_PROVIDED INFORMATION_
⁂

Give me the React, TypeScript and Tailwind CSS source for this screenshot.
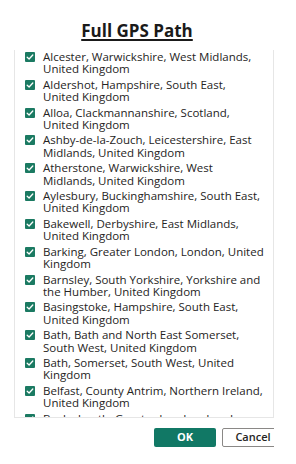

⁂

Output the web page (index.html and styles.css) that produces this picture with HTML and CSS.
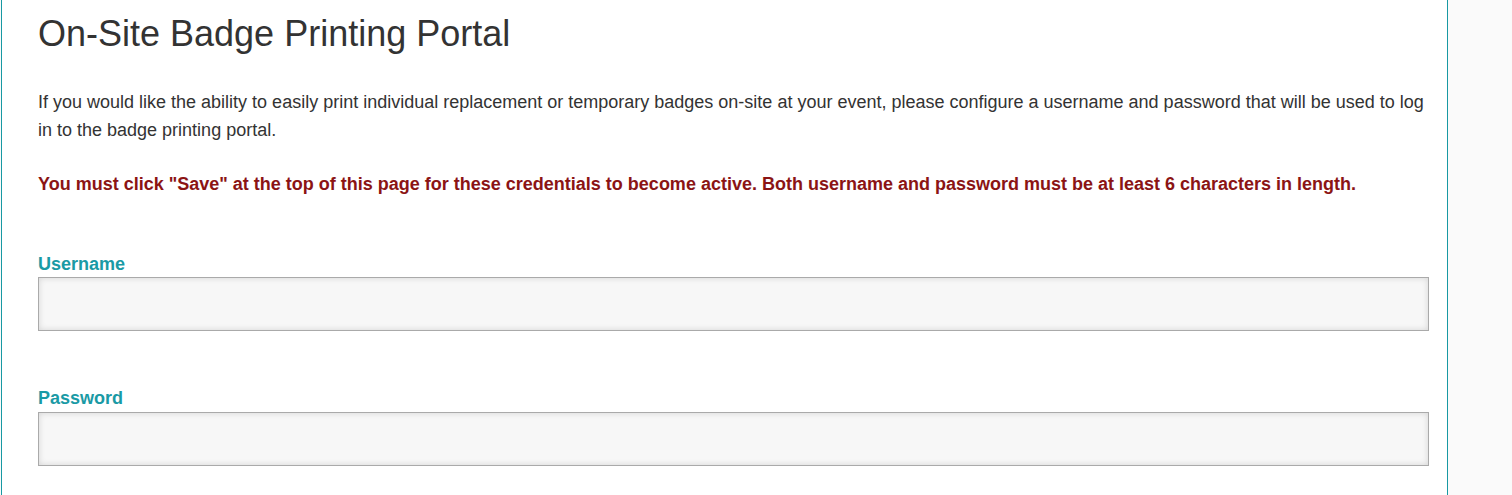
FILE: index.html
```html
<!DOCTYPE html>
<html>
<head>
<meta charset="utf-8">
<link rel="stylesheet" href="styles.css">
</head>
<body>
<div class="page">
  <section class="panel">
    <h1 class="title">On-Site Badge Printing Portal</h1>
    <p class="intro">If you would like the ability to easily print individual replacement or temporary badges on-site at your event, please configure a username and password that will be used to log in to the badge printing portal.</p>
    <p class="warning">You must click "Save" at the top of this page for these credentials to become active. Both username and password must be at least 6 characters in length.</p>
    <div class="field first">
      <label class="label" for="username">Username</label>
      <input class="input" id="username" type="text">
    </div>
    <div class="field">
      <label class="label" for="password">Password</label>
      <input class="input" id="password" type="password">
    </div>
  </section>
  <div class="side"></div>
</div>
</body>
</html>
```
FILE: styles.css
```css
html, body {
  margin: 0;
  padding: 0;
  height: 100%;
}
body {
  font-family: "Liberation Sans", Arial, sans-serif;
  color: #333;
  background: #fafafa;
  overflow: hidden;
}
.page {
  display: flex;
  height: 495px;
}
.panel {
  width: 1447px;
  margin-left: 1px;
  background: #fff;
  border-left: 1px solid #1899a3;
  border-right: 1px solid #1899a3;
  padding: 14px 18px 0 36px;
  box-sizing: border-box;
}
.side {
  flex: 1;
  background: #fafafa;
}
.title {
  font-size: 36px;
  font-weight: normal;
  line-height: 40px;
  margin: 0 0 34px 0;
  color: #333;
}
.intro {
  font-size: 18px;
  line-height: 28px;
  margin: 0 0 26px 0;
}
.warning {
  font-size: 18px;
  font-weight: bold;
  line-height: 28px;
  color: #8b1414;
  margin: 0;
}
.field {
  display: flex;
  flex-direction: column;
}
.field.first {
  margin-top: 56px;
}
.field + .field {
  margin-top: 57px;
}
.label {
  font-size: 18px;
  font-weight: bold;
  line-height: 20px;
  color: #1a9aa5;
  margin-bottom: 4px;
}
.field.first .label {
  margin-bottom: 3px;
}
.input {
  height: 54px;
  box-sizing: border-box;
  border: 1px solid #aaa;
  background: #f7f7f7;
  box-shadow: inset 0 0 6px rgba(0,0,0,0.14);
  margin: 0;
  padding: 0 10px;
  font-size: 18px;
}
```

⁂

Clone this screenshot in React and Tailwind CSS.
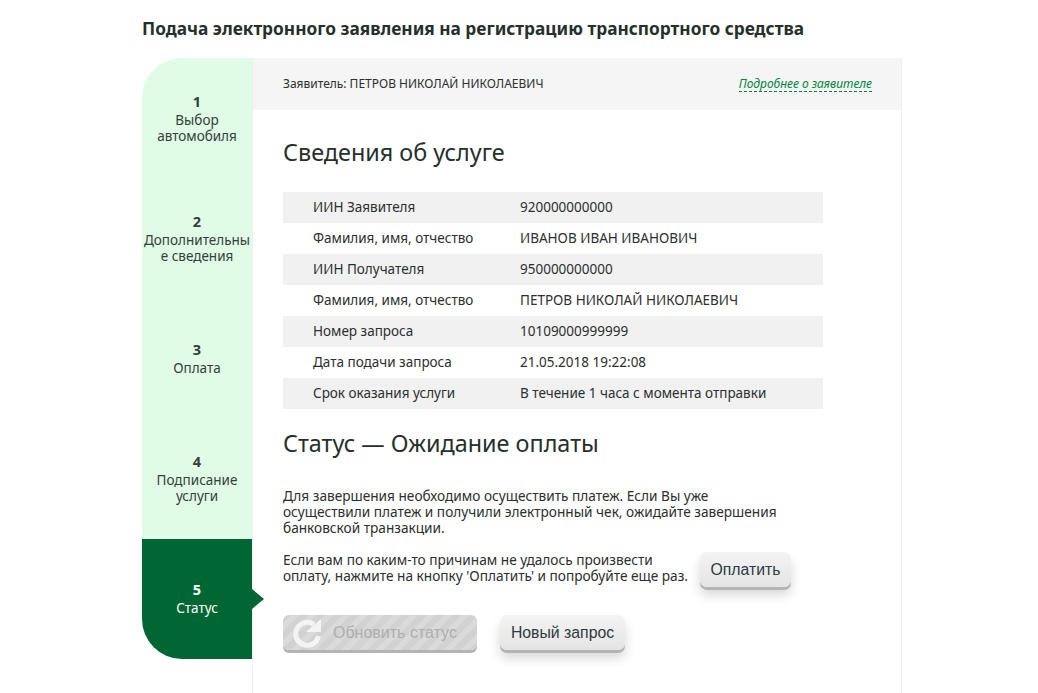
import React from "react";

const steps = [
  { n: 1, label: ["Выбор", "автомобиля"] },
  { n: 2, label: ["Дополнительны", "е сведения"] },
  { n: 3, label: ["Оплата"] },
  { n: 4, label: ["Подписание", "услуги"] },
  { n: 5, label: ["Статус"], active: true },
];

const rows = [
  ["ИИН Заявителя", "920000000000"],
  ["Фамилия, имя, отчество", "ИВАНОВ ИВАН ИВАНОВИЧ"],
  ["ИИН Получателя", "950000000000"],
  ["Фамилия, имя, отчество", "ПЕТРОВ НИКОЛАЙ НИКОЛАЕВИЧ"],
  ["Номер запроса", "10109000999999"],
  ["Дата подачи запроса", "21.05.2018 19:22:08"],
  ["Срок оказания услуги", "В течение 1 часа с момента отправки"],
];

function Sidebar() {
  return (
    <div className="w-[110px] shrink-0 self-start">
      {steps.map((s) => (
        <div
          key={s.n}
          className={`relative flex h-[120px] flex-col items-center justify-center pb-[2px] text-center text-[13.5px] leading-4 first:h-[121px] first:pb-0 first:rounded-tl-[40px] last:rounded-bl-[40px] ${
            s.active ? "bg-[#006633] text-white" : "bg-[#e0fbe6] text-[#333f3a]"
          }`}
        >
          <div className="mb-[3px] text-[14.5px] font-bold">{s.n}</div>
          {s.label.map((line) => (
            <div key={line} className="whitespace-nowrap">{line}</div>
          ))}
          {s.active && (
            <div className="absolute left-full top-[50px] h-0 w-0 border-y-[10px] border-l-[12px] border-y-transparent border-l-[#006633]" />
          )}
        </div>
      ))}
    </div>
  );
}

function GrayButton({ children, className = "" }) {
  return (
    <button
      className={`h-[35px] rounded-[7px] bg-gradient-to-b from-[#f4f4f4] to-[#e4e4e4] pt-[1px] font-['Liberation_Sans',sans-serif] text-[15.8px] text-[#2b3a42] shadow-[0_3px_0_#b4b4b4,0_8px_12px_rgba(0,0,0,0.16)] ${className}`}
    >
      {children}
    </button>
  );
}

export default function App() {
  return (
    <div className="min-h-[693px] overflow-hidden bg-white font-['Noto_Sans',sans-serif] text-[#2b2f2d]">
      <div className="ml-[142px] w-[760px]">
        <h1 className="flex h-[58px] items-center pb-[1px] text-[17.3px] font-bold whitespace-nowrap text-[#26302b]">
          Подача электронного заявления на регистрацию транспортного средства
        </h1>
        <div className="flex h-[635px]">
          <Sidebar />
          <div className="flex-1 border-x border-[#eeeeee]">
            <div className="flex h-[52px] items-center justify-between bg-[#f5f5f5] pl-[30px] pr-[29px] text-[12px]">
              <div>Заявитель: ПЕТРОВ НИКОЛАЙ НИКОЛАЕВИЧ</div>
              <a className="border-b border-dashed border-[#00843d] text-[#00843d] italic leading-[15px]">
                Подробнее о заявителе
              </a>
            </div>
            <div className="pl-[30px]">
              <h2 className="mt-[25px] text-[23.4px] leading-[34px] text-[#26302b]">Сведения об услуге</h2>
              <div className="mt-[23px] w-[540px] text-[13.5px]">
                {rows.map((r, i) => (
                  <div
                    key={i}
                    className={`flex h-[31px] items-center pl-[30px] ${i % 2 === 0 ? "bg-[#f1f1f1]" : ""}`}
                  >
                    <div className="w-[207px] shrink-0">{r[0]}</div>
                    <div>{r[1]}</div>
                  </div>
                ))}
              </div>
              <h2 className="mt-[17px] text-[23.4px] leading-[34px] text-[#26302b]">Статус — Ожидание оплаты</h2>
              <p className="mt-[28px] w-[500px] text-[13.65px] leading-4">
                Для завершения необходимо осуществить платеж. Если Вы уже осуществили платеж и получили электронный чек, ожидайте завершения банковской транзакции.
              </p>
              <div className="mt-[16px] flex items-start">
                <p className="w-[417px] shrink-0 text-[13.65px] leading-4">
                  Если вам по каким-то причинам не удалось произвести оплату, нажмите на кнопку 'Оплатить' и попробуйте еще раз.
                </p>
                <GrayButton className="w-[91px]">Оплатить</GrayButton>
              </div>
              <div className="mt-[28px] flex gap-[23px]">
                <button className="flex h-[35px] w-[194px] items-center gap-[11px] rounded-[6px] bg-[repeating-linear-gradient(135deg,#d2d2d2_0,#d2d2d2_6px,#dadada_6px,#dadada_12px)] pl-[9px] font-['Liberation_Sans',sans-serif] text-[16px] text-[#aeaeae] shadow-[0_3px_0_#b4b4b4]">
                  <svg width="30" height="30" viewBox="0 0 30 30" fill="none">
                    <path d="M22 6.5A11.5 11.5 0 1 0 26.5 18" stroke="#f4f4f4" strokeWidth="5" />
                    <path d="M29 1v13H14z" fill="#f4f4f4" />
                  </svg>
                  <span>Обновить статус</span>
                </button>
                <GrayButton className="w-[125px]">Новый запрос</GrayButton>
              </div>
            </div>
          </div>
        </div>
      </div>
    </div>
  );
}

⁂

_WHAT IS REQUIRED_
Examine the data above and state how many of its lines contain the word "Tailwind", with no further remarks.

_WRITTEN REPLY_
2